LD pruning and IBD

Hi - I have not been successful in using LD prune. Below is the code I am using.

b_mt = mt.filter_rows(hl.len(mt.alleles) == 2)
t = b_mt.repartition(100)
b_mt.write("repartitioned.mt", overwrite=True)

r_mt = hl.read_matrix_table('repartitioned.mt')
pruned_tbl = hl.ld_prune(r_mt.GT, r2 = 0.2, bp_window_size = 500000, block_size=75)

It takes a long time (hours) for a mt of ~1000 individuals having ~500,000 genotypes each.

I have tried various server configs but does not seem to help. Is there an example on LD pruning. My end goal is to find relatedness (king) within samples.

Any help is appreciated.

Thanks!

Hi @hailstorm ,

I’m sorry you’re having trouble! I think we can fix this quickly.

Are you running this on a laptop, on a private cluster, on an Amazon EMR cluster, or on a Google Dataproc cluster? How many cores are you using?

Do you have a reason to set the block_size to 75? That severely negatively impacts performance. I suggest leaving it as the default, 4096.

Are you sure you need to run ld prune on all 500,000 variants? I suspect most relatedness methods do not need that many variants to provide good estimates. I believe many folks use only several thousand variants for relatedness.

How much memory does the the computer or cluster have? If a cluster, how much memory per executor or VM do you have?

How do you start your job? Do you use ipython, python3, pyspark, spark-submit, or one of the cloud provider commands?

Thanks @danking! Good to hear this can be fixed :slight_smile:

  1. This is being run on a 8 vCPU / 32GB RAM GC instance. But I have tried on a 3 node cluster and the results are the same.
  2. I noticed block_size 75 on one of the posts and thought this enhances performance. Will reset it default as you had suggested.
  3. This was a default setting in one of your posts. I will try a lower number and see if that helps.
  4. Tried both ipython and python3.

I will run with the above settings and see if it improves the execution time.

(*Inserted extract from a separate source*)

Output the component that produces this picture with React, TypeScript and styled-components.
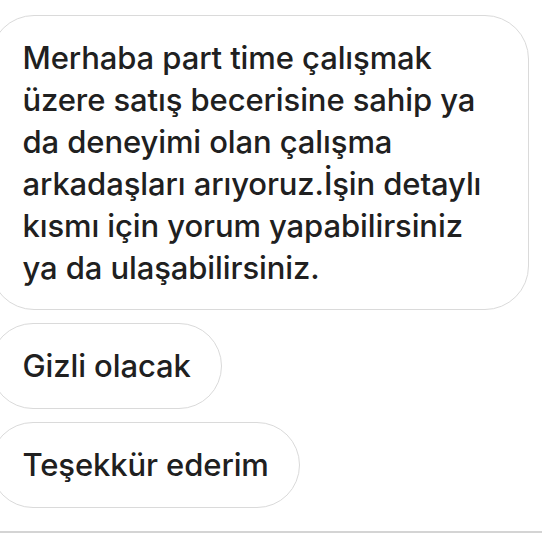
import styled, { createGlobalStyle } from "styled-components";

const GlobalStyle = createGlobalStyle`
    html, body {
        margin: 0;
        padding: 0;
        background: #fff;
    }
    body {
        font-family: Inter, "Liberation Sans", "Noto Sans", sans-serif;
        color: #202020;
        -webkit-font-smoothing: antialiased;
    }
`;

const Thread = styled.div`
    width: 542px;
    height: 542px;
    overflow: hidden;
    display: flex;
    flex-direction: column;
    align-items: flex-start;
    padding-top: 15px;
    box-sizing: border-box;
`;

const Messages = styled.div`
    display: flex;
    flex-direction: column;
    align-items: flex-start;
    gap: 13px;
    margin-left: -10px;
`;

const Bubble = styled.div<{ $pill?: boolean }>`
    box-sizing: border-box;
    border: 1.5px solid #dadada;
    background: #fff;
    border-radius: ${(p) => (p.$pill ? "43px" : "44px")};
    padding: ${(p) => (p.$pill ? "0 30px 0 31.5px" : "21px 28px 21px 31.5px")};
    height: ${(p) => (p.$pill ? "86px" : "auto")};
    display: flex;
    align-items: center;
    font-size: 31px;
    line-height: 42px;
    font-weight: 500;
    letter-spacing: -0.1px;
    white-space: nowrap;
`;

const LongBubble = styled(Bubble)`
    display: block;
    width: 539px;
    height: 295px;
`;

const Divider = styled.div`
    width: 100%;
    height: 2px;
    background: #d4d4d4;
    margin-top: 23px;
`;

export default function App() {
    return (
        <>
            <GlobalStyle />
            <Thread>
                <Messages>
                    <LongBubble>
                        Merhaba part time çalışmak
                        <br />
                        üzere satış becerisine sahip ya
                        <br />
                        da deneyimi olan çalışma
                        <br />
                        arkadaşları arıyoruz.İşin detaylı
                        <br />
                        kısmı için yorum yapabilirsiniz
                        <br />
                        ya da ulaşabilirsiniz.
                    </LongBubble>
                    <Bubble $pill>Gizli olacak</Bubble>
                    <Bubble $pill>Teşekkür ederim</Bubble>
                </Messages>
                <Divider />
            </Thread>
        </>
    );
}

Is using one over the other enhance performance?- ipython , python3 , pyspark , spark-submit

How many total cores did the 3 node cluster have? Hail unfortunately is only moderately fast on a single computer. Hail is valuable because it can scale up to hundreds or thousands of cores. Most of our users use Google Dataproc or Amazon EMR to briefly access very large clusters. In the cloud, we pay per core-hour, so 1000 cores for one hour costs the same as 10 cores for 100 hours. If you’d like to try Hail on the cloud, we have introductory material in the docs.

Can you link to the post that sets block_size to 75? I’d like to fix that post.

The different executables do not affect performance but the affect how you set parameters. What is the output of:

echo $PYSPARK_SUBMIT_ARGS

This variable needs to specify how much memory is available to Hail. See this post for information on how to set that variable. Try setting both the executor memory and driver memory to the total amount of RAM on your computer.

Thanks again Dan. Will try the options you have listed in the above thread.

This Github post thread has reference to block size and and window size. Maybe a followup thread to experiment with lower figures will help others in the future?

Thanks! I’ve edited that post with a note.

Please do share the results of the new options!

Thanks Dan! I tried all three methods IBD, King and PC-relate with the above sample set (1000 samples x 500,000 SNPs)

On a 10 node (each with 4 CPUs/16G RAM) cluster:

  • IBD is the fastest (few mins)
  • PC-relate is the slowest (few hours).
  • King takes ~32 mins but don’t think the results are correct.

The King method estimates kinship coefficient as 0.49 of some samples that are completely unrelated (validated using another program to find shared DNA segments).

That’s quite concerning! I’d really like to get to the bottom of that, if you don’t mind helping!

Can you share any other information about the dataset? What is the ancestral structure of the samples? How many of the samples have recent admixture? Is it possible for me to get access to it (or some appropriately sanitized version) for technical development purposes? What percent of genotypes are missing? What kinships do IBD and pc-relate report for those sample-pairs?

I’m not too surprised about the timings. IBD uses a very naive model (it assumes a single homogenous population). Regarding PC-Relate, to what did you set statistics? By default, Hail computes kinship, ibd-0, ibd-1, and ibd-2. I expect the statistics='kin' to take about 2x the time of King.